ENTRIES
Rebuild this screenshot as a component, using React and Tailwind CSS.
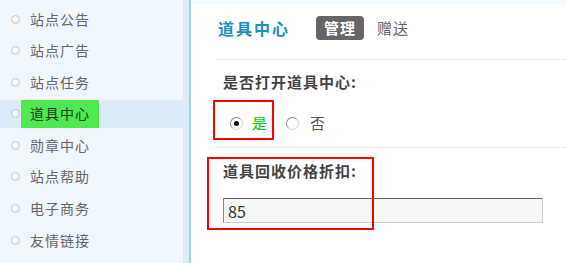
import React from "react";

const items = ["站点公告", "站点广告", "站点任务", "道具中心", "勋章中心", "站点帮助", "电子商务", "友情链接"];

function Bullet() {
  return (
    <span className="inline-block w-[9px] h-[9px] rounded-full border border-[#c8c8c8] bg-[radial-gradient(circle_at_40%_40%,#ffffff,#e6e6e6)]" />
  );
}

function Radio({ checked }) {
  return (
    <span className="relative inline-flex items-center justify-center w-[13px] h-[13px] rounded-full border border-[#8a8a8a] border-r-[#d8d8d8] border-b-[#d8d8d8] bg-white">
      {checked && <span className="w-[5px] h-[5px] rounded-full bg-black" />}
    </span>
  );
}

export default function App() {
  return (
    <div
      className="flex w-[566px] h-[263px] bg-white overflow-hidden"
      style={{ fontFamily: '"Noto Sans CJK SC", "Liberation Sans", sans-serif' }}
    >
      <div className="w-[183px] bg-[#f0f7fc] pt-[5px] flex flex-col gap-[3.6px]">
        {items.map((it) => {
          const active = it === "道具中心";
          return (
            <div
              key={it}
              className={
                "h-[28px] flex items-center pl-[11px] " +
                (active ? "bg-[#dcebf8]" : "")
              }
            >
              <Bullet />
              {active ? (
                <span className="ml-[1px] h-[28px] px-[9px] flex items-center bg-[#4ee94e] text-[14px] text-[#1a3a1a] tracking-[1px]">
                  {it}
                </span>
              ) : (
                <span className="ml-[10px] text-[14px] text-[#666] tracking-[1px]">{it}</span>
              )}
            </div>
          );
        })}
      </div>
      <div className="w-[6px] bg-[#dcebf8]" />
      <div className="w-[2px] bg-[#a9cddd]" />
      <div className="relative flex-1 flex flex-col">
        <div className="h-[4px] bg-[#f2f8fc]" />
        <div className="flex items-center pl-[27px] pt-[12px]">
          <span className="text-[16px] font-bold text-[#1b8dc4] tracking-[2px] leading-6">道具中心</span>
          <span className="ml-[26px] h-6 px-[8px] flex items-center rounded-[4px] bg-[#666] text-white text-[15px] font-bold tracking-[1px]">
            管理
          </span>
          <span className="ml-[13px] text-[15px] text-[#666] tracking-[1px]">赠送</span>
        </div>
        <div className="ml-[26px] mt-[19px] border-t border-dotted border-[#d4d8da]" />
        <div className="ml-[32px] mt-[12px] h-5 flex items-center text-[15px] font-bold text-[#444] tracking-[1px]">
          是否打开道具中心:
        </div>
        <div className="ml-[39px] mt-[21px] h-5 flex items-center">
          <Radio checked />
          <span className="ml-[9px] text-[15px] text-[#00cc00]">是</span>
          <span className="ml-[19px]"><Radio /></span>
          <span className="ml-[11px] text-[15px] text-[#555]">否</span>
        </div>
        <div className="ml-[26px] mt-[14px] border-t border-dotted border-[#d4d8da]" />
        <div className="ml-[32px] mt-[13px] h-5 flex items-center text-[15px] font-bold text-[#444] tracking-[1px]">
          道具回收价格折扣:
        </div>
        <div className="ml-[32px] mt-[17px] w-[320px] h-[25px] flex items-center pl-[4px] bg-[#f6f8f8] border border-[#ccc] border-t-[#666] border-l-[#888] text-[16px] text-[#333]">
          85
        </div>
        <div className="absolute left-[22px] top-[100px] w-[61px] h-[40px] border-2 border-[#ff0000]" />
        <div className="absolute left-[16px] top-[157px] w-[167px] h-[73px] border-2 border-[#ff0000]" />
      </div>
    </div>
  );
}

* * *

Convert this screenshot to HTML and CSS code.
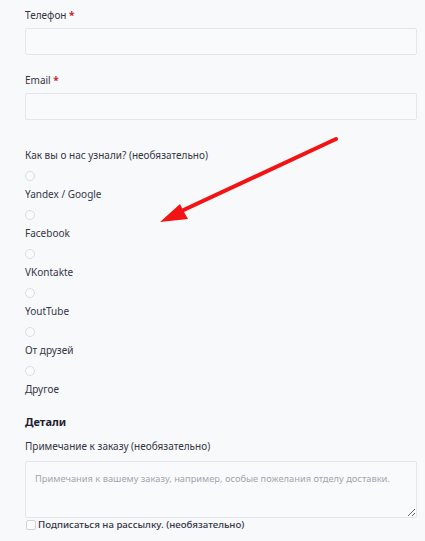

* * *

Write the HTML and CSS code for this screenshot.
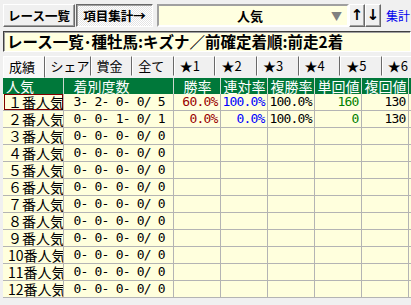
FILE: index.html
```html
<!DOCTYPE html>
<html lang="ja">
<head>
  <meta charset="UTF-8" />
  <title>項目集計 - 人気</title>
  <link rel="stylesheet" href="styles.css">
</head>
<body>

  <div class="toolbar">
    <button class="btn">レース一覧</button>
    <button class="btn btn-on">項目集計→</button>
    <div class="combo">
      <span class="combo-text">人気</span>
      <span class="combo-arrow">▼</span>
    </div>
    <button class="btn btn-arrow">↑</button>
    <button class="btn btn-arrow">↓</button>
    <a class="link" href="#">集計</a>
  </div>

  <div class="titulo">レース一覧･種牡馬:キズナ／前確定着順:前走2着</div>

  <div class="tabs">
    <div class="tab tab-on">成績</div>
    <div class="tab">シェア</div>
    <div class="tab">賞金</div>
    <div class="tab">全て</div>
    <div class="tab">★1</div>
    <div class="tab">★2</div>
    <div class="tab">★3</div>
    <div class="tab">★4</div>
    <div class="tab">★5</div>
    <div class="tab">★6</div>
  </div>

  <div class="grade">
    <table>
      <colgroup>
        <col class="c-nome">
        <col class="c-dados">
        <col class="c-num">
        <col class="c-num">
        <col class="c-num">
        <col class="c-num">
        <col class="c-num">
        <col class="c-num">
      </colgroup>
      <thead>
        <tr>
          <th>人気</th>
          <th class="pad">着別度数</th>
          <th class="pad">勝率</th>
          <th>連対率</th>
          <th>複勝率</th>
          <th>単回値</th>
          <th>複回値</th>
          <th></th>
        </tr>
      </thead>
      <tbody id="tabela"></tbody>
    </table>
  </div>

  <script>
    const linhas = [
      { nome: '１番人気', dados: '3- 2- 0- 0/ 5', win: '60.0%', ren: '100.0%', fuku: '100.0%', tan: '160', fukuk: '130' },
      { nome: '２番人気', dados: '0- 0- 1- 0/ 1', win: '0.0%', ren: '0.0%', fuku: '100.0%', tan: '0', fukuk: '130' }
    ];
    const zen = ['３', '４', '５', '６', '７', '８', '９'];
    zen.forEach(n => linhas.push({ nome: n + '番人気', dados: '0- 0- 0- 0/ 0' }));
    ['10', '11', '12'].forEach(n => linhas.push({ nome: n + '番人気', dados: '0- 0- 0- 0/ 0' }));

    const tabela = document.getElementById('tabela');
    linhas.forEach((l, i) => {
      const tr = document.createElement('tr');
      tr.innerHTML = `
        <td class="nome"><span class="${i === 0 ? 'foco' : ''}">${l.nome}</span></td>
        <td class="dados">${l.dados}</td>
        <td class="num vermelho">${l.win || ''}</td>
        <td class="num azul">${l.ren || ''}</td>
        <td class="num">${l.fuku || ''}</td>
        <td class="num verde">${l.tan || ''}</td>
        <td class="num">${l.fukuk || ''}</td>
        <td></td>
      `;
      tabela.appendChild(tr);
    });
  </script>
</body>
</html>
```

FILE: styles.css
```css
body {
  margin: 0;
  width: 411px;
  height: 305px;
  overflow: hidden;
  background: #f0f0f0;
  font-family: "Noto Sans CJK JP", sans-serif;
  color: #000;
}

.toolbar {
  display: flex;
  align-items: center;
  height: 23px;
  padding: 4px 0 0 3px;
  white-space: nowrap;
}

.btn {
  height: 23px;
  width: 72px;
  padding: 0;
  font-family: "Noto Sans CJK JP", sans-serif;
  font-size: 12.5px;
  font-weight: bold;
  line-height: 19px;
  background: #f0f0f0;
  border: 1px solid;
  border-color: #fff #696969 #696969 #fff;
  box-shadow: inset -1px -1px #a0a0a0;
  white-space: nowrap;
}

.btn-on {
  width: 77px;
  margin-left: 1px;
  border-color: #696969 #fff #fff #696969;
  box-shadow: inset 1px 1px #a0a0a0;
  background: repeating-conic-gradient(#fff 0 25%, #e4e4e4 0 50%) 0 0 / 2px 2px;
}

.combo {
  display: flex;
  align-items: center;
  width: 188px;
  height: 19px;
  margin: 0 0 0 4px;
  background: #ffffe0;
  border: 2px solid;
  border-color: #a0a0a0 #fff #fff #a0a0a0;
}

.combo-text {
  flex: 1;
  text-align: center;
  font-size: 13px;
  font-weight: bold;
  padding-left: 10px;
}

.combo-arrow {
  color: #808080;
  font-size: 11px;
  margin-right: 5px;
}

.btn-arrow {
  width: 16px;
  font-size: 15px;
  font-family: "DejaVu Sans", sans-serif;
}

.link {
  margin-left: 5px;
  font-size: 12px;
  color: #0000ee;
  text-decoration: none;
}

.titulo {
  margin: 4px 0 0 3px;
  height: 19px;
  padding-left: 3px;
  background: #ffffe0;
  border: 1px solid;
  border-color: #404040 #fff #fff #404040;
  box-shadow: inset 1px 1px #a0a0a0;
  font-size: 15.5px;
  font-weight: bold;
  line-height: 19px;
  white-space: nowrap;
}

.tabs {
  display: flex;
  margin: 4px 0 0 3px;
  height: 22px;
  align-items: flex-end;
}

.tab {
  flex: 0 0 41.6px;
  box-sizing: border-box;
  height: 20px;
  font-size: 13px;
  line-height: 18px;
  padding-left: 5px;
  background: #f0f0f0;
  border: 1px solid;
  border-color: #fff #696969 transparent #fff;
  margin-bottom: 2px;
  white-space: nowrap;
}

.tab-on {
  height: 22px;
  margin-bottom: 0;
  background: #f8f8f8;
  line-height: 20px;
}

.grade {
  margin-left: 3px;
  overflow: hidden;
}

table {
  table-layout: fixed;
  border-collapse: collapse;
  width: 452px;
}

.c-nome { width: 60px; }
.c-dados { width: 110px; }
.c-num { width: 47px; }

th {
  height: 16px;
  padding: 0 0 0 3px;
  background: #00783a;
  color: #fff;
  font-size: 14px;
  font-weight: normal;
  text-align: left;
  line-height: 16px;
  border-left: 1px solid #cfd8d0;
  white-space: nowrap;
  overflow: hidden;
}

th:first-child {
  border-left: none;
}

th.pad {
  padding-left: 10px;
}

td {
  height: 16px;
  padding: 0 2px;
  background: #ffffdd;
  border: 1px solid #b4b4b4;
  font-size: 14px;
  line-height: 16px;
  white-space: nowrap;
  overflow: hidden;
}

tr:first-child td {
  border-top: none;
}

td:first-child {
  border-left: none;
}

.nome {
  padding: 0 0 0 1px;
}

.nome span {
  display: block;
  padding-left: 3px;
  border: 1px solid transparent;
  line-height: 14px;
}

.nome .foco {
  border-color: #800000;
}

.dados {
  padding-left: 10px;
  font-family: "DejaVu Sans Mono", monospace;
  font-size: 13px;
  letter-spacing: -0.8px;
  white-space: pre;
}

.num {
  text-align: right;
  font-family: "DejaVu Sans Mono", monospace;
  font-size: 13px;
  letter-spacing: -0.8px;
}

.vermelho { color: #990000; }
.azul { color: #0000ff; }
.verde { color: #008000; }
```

TO DO
Answer only with how many lines in the records include "this".

SOLVED PROBLEM
3